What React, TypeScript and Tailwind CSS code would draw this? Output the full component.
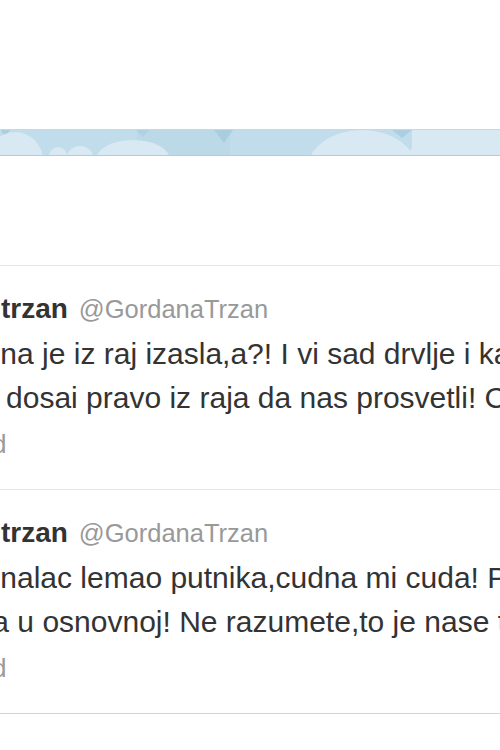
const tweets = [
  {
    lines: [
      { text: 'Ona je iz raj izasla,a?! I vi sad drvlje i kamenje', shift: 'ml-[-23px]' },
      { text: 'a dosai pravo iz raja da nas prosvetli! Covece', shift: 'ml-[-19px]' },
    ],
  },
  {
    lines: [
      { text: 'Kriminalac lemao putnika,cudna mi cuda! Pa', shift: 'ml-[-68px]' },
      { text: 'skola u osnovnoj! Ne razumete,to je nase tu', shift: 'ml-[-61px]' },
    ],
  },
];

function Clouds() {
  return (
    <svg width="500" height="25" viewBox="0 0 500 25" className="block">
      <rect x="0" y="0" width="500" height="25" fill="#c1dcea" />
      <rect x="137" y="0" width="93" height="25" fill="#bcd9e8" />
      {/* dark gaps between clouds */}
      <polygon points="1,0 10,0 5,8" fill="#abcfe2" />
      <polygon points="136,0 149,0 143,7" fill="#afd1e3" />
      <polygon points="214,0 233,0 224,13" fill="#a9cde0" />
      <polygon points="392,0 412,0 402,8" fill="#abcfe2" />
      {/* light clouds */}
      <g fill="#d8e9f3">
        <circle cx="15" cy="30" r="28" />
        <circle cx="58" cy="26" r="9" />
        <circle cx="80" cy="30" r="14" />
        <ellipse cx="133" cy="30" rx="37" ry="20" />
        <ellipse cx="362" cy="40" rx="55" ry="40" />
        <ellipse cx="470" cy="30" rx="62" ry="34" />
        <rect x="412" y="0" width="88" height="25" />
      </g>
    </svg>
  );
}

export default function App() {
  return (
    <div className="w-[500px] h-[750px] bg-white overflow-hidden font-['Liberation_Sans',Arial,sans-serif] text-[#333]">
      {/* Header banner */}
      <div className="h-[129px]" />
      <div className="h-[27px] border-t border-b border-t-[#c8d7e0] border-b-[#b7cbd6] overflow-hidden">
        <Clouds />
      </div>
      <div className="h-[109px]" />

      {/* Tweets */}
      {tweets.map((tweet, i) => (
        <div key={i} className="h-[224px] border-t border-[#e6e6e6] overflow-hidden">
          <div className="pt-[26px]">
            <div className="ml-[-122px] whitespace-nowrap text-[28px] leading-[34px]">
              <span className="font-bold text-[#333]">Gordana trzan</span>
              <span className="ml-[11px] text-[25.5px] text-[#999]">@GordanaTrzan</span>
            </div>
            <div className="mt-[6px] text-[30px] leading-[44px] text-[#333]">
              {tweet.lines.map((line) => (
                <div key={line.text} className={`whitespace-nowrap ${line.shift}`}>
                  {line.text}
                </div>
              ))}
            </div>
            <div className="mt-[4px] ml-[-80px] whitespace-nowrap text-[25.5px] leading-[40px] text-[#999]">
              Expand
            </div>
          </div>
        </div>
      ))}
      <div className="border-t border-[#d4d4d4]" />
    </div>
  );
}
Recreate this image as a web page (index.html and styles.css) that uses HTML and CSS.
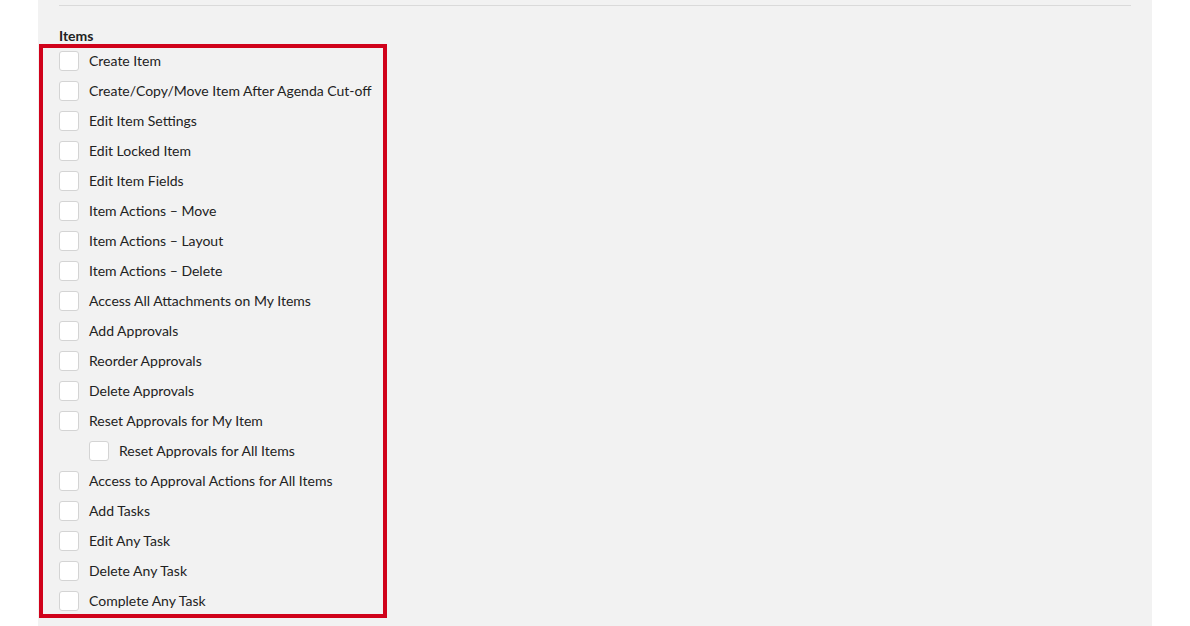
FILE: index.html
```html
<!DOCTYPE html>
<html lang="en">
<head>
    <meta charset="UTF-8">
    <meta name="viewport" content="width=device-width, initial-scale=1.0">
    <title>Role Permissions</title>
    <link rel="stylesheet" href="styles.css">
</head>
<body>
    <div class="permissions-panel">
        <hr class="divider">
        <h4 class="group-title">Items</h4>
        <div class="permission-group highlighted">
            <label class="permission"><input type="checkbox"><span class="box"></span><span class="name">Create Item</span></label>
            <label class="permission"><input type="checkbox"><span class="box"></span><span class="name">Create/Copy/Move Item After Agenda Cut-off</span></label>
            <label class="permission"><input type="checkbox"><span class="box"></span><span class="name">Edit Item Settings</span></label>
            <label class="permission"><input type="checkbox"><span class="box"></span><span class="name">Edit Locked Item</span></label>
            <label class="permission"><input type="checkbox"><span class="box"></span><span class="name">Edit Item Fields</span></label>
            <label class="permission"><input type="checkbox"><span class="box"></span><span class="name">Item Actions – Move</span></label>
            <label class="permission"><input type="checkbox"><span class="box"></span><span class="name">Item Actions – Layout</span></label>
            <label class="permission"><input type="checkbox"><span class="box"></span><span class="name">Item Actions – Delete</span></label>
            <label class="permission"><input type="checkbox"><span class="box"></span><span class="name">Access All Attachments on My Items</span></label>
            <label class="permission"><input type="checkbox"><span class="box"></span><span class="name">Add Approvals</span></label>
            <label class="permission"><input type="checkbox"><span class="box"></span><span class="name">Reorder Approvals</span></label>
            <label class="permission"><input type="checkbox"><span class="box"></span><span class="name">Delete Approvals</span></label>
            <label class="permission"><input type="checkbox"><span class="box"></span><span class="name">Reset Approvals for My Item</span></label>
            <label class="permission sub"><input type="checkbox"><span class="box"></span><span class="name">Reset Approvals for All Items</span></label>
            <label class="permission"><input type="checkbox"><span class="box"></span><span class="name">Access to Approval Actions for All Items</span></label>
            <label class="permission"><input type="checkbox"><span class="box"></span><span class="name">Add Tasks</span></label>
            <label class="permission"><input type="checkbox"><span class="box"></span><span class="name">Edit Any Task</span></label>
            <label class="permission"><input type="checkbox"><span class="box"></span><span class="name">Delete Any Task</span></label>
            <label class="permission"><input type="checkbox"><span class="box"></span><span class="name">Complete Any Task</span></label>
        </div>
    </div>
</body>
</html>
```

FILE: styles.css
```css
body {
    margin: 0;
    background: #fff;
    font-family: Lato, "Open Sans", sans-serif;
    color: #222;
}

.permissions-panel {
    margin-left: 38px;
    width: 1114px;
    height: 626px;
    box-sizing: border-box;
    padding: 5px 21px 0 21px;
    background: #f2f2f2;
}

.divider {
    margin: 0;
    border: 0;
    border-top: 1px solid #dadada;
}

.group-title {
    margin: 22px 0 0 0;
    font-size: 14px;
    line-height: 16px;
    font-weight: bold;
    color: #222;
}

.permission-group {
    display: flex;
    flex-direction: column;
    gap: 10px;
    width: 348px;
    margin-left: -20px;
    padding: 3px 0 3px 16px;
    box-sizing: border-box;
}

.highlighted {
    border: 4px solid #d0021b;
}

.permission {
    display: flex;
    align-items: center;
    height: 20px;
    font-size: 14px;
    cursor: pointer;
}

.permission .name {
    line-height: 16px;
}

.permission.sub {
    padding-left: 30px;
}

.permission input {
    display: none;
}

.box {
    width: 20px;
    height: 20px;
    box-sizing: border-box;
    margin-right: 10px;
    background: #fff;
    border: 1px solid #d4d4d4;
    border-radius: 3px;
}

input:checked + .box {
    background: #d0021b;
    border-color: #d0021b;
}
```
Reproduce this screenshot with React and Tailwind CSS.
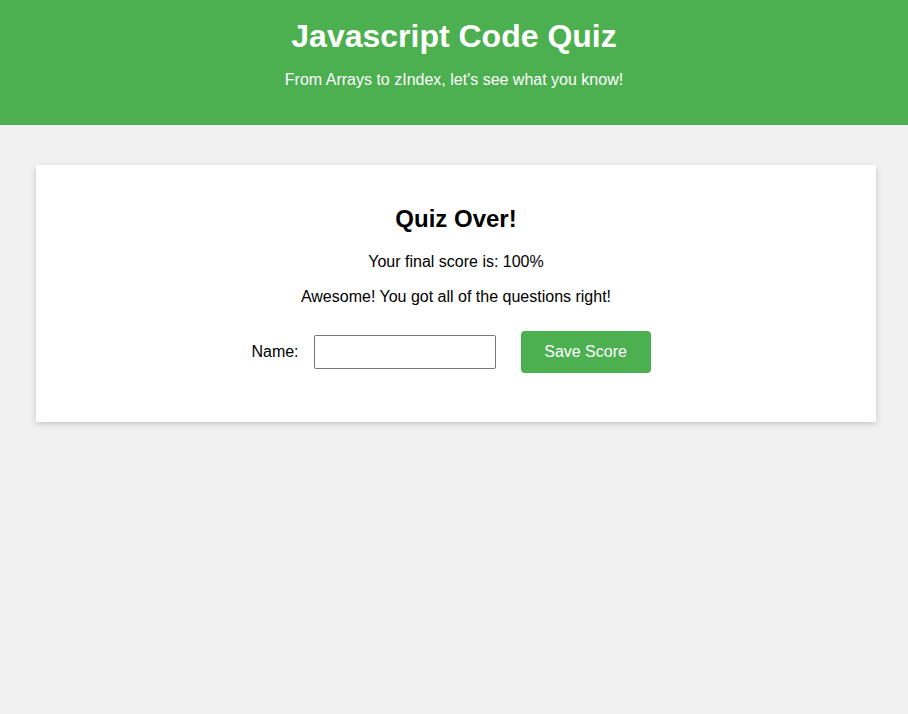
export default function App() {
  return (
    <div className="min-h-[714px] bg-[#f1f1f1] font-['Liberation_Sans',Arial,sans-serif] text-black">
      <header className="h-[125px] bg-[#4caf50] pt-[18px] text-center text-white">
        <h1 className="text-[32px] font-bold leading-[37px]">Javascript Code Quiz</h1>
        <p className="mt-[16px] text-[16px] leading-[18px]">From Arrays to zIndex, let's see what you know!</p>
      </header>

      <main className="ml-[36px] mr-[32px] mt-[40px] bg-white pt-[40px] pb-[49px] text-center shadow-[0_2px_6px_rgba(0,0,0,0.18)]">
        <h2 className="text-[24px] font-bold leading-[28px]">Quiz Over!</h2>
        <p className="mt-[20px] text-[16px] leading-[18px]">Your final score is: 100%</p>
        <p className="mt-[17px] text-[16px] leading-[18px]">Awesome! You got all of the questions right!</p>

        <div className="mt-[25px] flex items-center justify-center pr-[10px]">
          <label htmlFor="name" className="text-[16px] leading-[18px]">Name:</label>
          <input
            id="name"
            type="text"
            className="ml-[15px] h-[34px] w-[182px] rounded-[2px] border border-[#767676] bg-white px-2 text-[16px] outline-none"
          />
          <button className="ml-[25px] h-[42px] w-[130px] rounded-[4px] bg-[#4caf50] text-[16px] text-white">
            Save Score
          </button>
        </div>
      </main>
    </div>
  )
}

**REQUEST:** Skip all pictures. Retype exactly the span whose first line is the one with "Reproduce this screenshot" and whose last line is the one with "the questions right!</p>".

**RESULT FOR THIS TASK:**
Reproduce this screenshot with React and Tailwind CSS.
export default function App() {
  return (
    <div className="min-h-[714px] bg-[#f1f1f1] font-['Liberation_Sans',Arial,sans-serif] text-black">
      <header className="h-[125px] bg-[#4caf50] pt-[18px] text-center text-white">
        <h1 className="text-[32px] font-bold leading-[37px]">Javascript Code Quiz</h1>
        <p className="mt-[16px] text-[16px] leading-[18px]">From Arrays to zIndex, let's see what you know!</p>
      </header>

      <main className="ml-[36px] mr-[32px] mt-[40px] bg-white pt-[40px] pb-[49px] text-center shadow-[0_2px_6px_rgba(0,0,0,0.18)]">
        <h2 className="text-[24px] font-bold leading-[28px]">Quiz Over!</h2>
        <p className="mt-[20px] text-[16px] leading-[18px]">Your final score is: 100%</p>
        <p className="mt-[17px] text-[16px] leading-[18px]">Awesome! You got all of the questions right!</p>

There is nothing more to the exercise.